Foraminiferal analysis

The material collected was preserved in an ethanol-Rose Bengal solution, in order to stain the cytoplasm of live foraminifera. Processing of sediments followed standard procedures. A fixed volume of 10 cm³ of sediment was washed through a 0.063 mm sieve. After drying, samples were partitioned by a micro splitter into subsamples that contained about 100 foraminiferal specimens. All specimens were counted when the number of foraminifers in a sample was less than 100 in the entire sample. Species identification and counting of dry specimens were done under an optical microscope. Because only a few tests were stained by Rose Bengal, all our data are based on total foraminiferal counts. Species of benthic foraminifera were picked from sieved and washed residues (>63 µm), and identified under a stereo binocular microscope; digital images were taken with a Nikon Coolpix 995 camera. For some specimens, scanning electron micrographs were obtained to resolve ambiguous identifications.

Sediment analysis

Sediment grain size was analyzed, using 30 g of each sample.

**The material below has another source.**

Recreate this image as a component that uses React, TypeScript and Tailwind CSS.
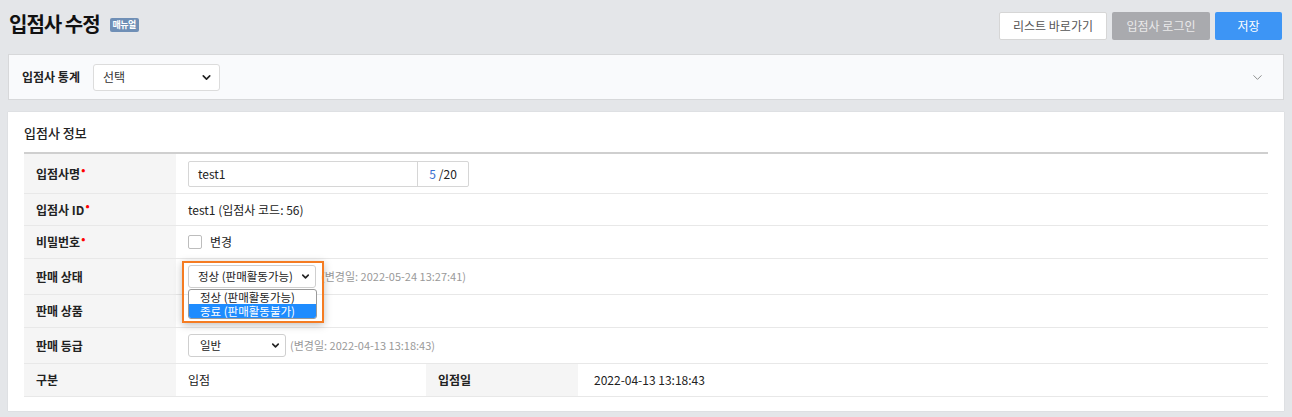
import { ChevronDown } from 'lucide-react';

const font = { fontFamily: '"Malgun Gothic", "Noto Sans CJK KR", "Noto Sans", sans-serif' };

const Label = ({ text, required }: { text: string; required?: boolean }) => (
  <div className="w-[152px] shrink-0 bg-[#f5f5f5] pl-3 flex items-center text-[12px] font-bold text-[#222]">
    {text}
    {required && <span className="text-[#ff0000] ml-[1px] -mt-2 text-[11px]">•</span>}
  </div>
);

const App = () => {
  return (
    <div className="w-[1292px] h-[417px] bg-[#e4e6e9] overflow-hidden" style={font}>
      {/* Header */}
      <div className="h-[54px] flex items-start justify-between pl-[9px] pr-[10px]">
        <div className="flex items-center mt-[10px]">
          <h1 className="text-[20px] font-bold text-[#111] leading-[28px] tracking-[-1px]">입점사 수정</h1>
          <span className="ml-[10px] mt-[1px] bg-[#6f8fb6] text-white text-[9px] font-bold px-[3px] h-[14px] leading-[14px] rounded-[2px] tracking-[-0.5px]">
            매뉴얼
          </span>
        </div>
        <div className="flex gap-[5px] mt-[12px]">
          <button className="w-[108px] h-[28px] bg-white border border-[#d6d6d6] rounded-[2px] text-[12px] text-[#555]">
            리스트 바로가기
          </button>
          <button className="w-[98px] h-[28px] bg-[#a9aaae] rounded-[2px] text-[12px] text-[#e9e9ea]">
            입점사 로그인
          </button>
          <button className="w-[67px] h-[28px] bg-[#3d95f5] rounded-[2px] text-[12px] text-white">
            저장
          </button>
        </div>
      </div>

      {/* Filter panel */}
      <div className="mx-[8px] h-[46px] bg-[#f9fafc] border border-[#d7d8da] flex items-center pl-[13px] pr-[18px]">
        <span className="text-[12px] font-bold text-[#222]">입점사 통계</span>
        <div className="ml-[13px] w-[127px] h-[27px] bg-white border border-[#dcdcdc] rounded-[3px] flex items-center justify-between pl-[9px] pr-[6px] text-[12px] text-[#333]">
          선택
          <ChevronDown className="w-[13px] h-[13px] text-[#222]" strokeWidth={3} />
        </div>
        <div className="flex-1" />
        <ChevronDown className="w-[15px] h-[15px] text-[#888]" strokeWidth={1.5} />
      </div>

      {/* Info panel */}
      <div className="mx-[8px] mt-[12px] h-[299px] bg-white px-[16px] pt-[12px] shadow-[0_0_1px_rgba(0,0,0,0.15)]">
        <h2 className="text-[13px] font-medium text-[#222] h-[28px] leading-[18px]">입점사 정보</h2>
        <div className="border-t-2 border-[#cfcfcf] text-[12px] text-[#222]">
          {/* 입점사명 */}
          <div className="flex h-[40px] border-b border-[#e8e8e8]">
            <Label text="입점사명" required />
            <div className="flex items-center pl-3">
              <div className="flex w-[281px] h-[26px] border border-[#d6d6d6] rounded-[2px]">
                <div className="w-[229px] border-r border-[#d6d6d6] flex items-center pl-[9px]">test1</div>
                <div className="flex-1 flex items-center justify-center">
                  <span className="text-[#3a6fd0]">5</span>
                  <span className="ml-[3px]">/20</span>
                </div>
              </div>
            </div>
          </div>
          {/* 입점사 ID */}
          <div className="flex h-[32px] border-b border-[#e8e8e8]">
            <Label text="입점사 ID" required />
            <div className="flex items-center pl-3">test1 (입점사 코드: 56)</div>
          </div>
          {/* 비밀번호 */}
          <div className="flex h-[33px] border-b border-[#e8e8e8]">
            <Label text="비밀번호" required />
            <div className="flex items-center pl-3">
              <span className="w-[14px] h-[14px] border border-[#bdbdbd] rounded-[2px] bg-white" />
              <span className="ml-[8px]">변경</span>
            </div>
          </div>
          {/* 판매 상태 */}
          <div className="flex h-[36px] border-b border-[#e8e8e8]">
            <Label text="판매 상태" />
            <div className="relative flex items-center pl-3">
              <div className="w-[128px] h-[23px] border border-[#cfcfcf] rounded-[3px] flex items-center justify-between pl-[9px] pr-[4px] whitespace-nowrap text-[11.5px]">
                정상 (판매활동가능)
                <ChevronDown className="w-[11px] h-[11px] shrink-0" strokeWidth={3.5} />
              </div>
              <span className="ml-[5px] text-[#999] text-[11px]">(변경일: 2022-05-24 13:27:41)</span>
              {/* open dropdown, highlighted */}
              <div className="absolute left-[6px] top-[2px] w-[142px] h-[62px] border-2 border-[#f57c22] shadow-[0_2px_8px_rgba(0,0,0,0.25)] z-10">
                <div className="absolute left-[4px] top-[26px] w-[129px] h-[30px] bg-white border border-[#9a9a9a] rounded-[3px] overflow-hidden text-[11.5px] leading-[14px] whitespace-nowrap">
                  <div className="pl-[11px] h-[14px]">정상 (판매활동가능)</div>
                  <div className="pl-[11px] h-[14px] bg-[#1e8cff] text-white">종료 (판매활동불가)</div>
                </div>
              </div>
            </div>
          </div>
          {/* 판매 상품 */}
          <div className="flex h-[33px] border-b border-[#e8e8e8]">
            <Label text="판매 상품" />
            <div className="flex-1" />
          </div>
          {/* 판매 등급 */}
          <div className="flex h-[36px] border-b border-[#e8e8e8]">
            <Label text="판매 등급" />
            <div className="flex items-center pl-3">
              <div className="w-[98px] h-[23px] border border-[#cfcfcf] rounded-[3px] flex items-center justify-between pl-[11px] pr-[4px] text-[11.5px]">
                일반
                <ChevronDown className="w-[11px] h-[11px]" strokeWidth={3.5} />
              </div>
              <span className="ml-[4px] text-[#999] text-[11px]">(변경일: 2022-04-13 13:18:43)</span>
            </div>
          </div>
          {/* 구분 / 입점일 */}
          <div className="flex h-[33px] border-b border-[#e8e8e8]">
            <Label text="구분" />
            <div className="w-[250px] flex items-center pl-3">입점</div>
            <Label text="입점일" />
            <div className="flex items-center pl-[16px]">2022-04-13 13:18:43</div>
          </div>
        </div>
      </div>
    </div>
  );
};

export default App;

Hydrochloric acid (10%) was added to this material until the bio detrital calcium carbonate was eliminated. The remaining material was dried at 60°C, weighed, and then washed through a 0.063-mm sieve. The coarser fraction was dried, weighed, and sieved at half phi (f) intervals between 4 and 0.063 mm. The fraction finer than 0.063 mm was put into suspension in 1000 ml of distilled water, to which 1 gram of Na₄P₂O₇ was added to help deflocculation. Suguio’s method³³ was then used for pipette analysis of the silt-clay fraction.

Organic matter

For determining organic matter content in the marine sediment samples we have used hydrogen peroxide (H₂O₂) digestion. The procedure involves collecting and air-drying sediment samples, which are then crushed and homogenized into a fine powder. Approximately 1-5 grams of the dried sediment is accurately weighed and placed into a clean glass beaker. To initiate the reaction, 10-20 mL of 30% H₂O₂ per gram of sediment is added slowly to the beaker to avoid overflow. The beaker is then heated on a hot plate or in a water bath at 60-80°C to accelerate the reaction, although the process can also be performed at room temperature for a longer duration. The reaction is monitored by observing the bubbling and froth, indicative of H₂O₂ reacting with the organic matter. Additional H₂O₂ is added if the reaction slows until bubbling ceases. The pH of the solution is checked periodically and adjusted to neutral (around pH 7) using a neutralizing agent such as sodium bicarbonate if it falls below 4. After the reaction is complete, the mixture is allowed to cool to room temperature. If the mixture remains turbid, it is filtered to separate the residual inorganic material. The filtered residue is then dried in an oven at 100-105°C until a constant weight is achieved, ensuring all moisture is removed. The dried residue is accurately weighed, and the organic matter content is calculated using the weight loss method. The percentage of organic matter is determined by comparing the initial weight of the sediment to the weight of the residue after H₂O₂ digestion.

Statistical analysis

Multivariate analysis using the BEST method³⁴ was implemented with PRIMER 6 (Plymouth Routines in Multivariate Ecological Research, PRIMER-E Ltd., Plymouth, UK). This procedure attempts to find the best match between biotic (e.g., foraminiferal species) and abiotic (e.g., grain size) data sets.

Coral reef substratum

Our findings based on quantitative data of 95 samples from Pirangi and Maracajaú and 84 samples of Açu point out that Pirangi bio constructions occur as patches composed by sedimentary sponge and algae as the main structure of support to the coral communities and other living species. They attach themselves to something solid for their survival. The sedimentary reef in Pirangi is made of dead sponge and algae, and it is not a sedimentary rock composed of skeletal of Coral, Foraminifera and Mollusks like the ones found in Southern Australia. We have observed that the reef in Pirangi occurs as patches constructed primarily of sedimentary sponge and algae instead of the remains of dead coral, foraminifera, and mollusks. The living coral communities and other invertebrates have attached to this hard substrate.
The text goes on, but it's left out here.